While mainstream perfumes may not have increased as dramatically in price, their formulas have compensated by becoming appallingly cheap. According to Chandler Burr, the big labels now typically spend roughly 70% less on the actual perfume than they did in the 90s. If you’ve smelled Dior’s Sauvage, you know what I mean. I personally don’t know how in ten years that house went from Dior Homme (2005), which is chock full of the good stuff, to something that smells like someone misplaced half the formula.

Certainly, we need Amouage and Frederic Malle and Serge Lutens, all of whom require that you pay through the nose (pun definitely intended). But they do usually deliver the goods, albeit, at around $300 a bottle. Still, if great perfume is to be relevent for the average person it can’t cost your monthly food budget. Duh. Duhsville.

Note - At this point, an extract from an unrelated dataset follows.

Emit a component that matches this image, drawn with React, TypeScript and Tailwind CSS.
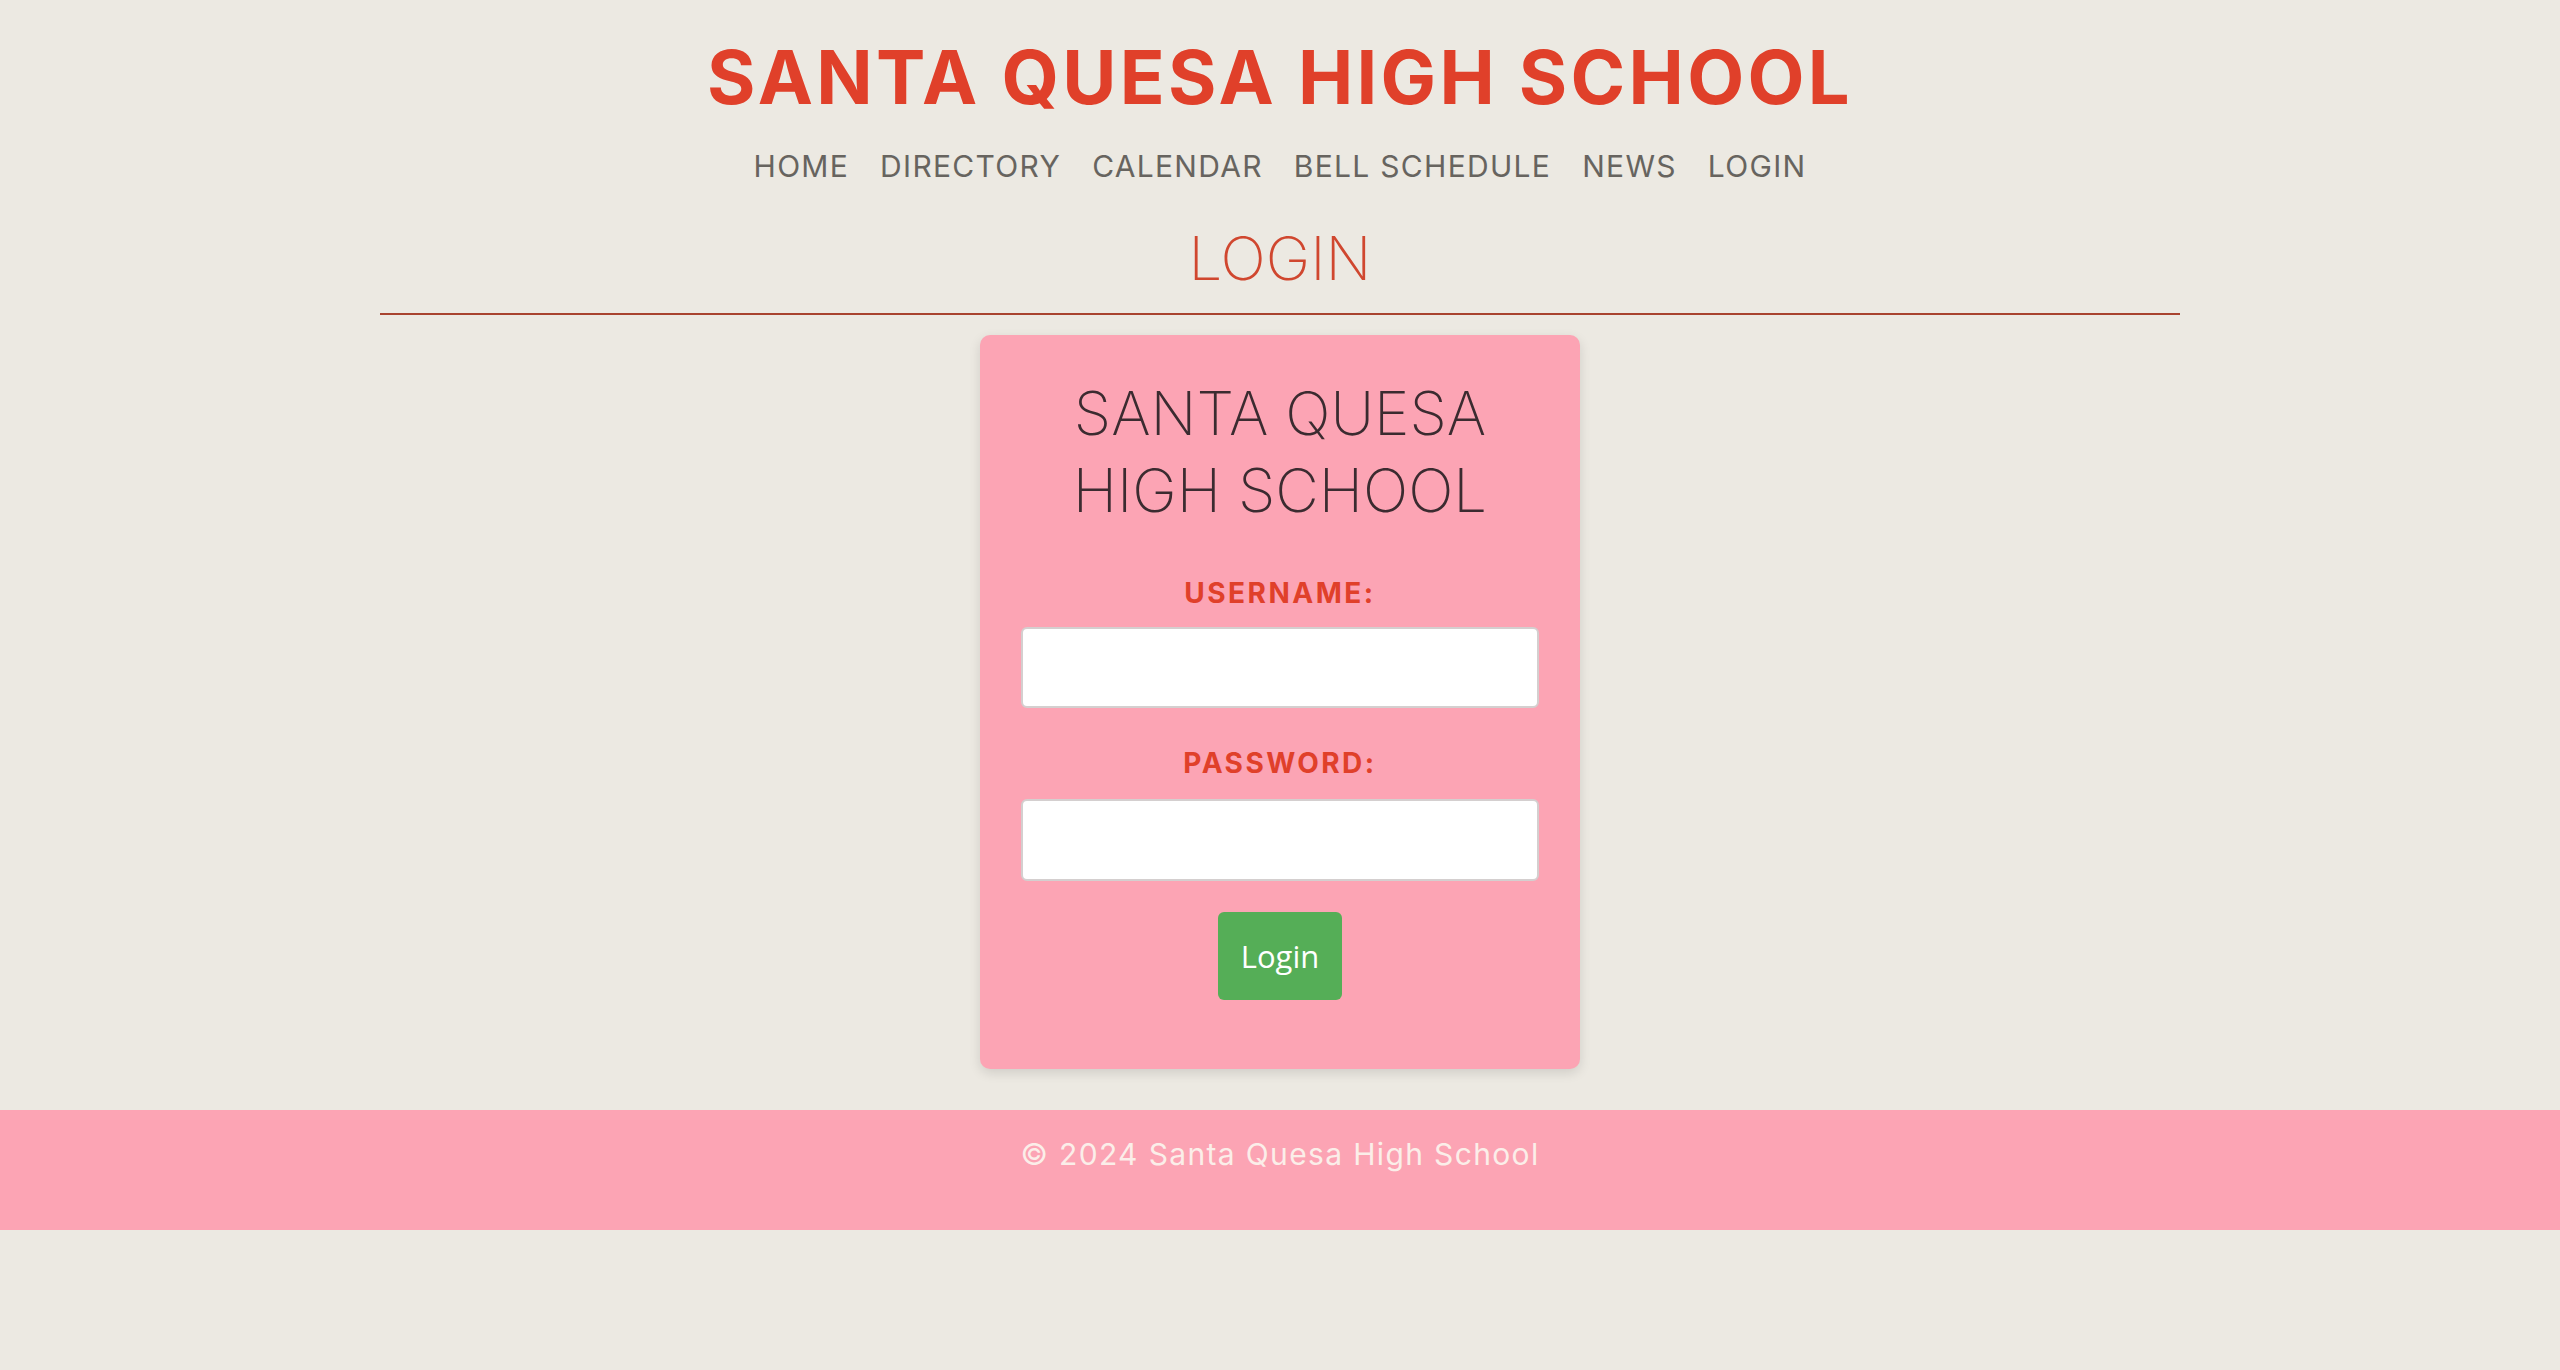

There are some reasons to hope. A few major perfume houses still use good raw materials to make a reasonably-priced product. Estee Lauder is one. You can buy a masterpiece from Calice Becker (Beyond Paradise) or Sofia Grojsman (White Linen) for less than $50. In the niche market Gorilla Perfumes does proper fragrance for a song. And Patricia de Nicolaï‘s Parfums de Nicolaï has turned out affordable bottles of the highest quality juice since the 80s.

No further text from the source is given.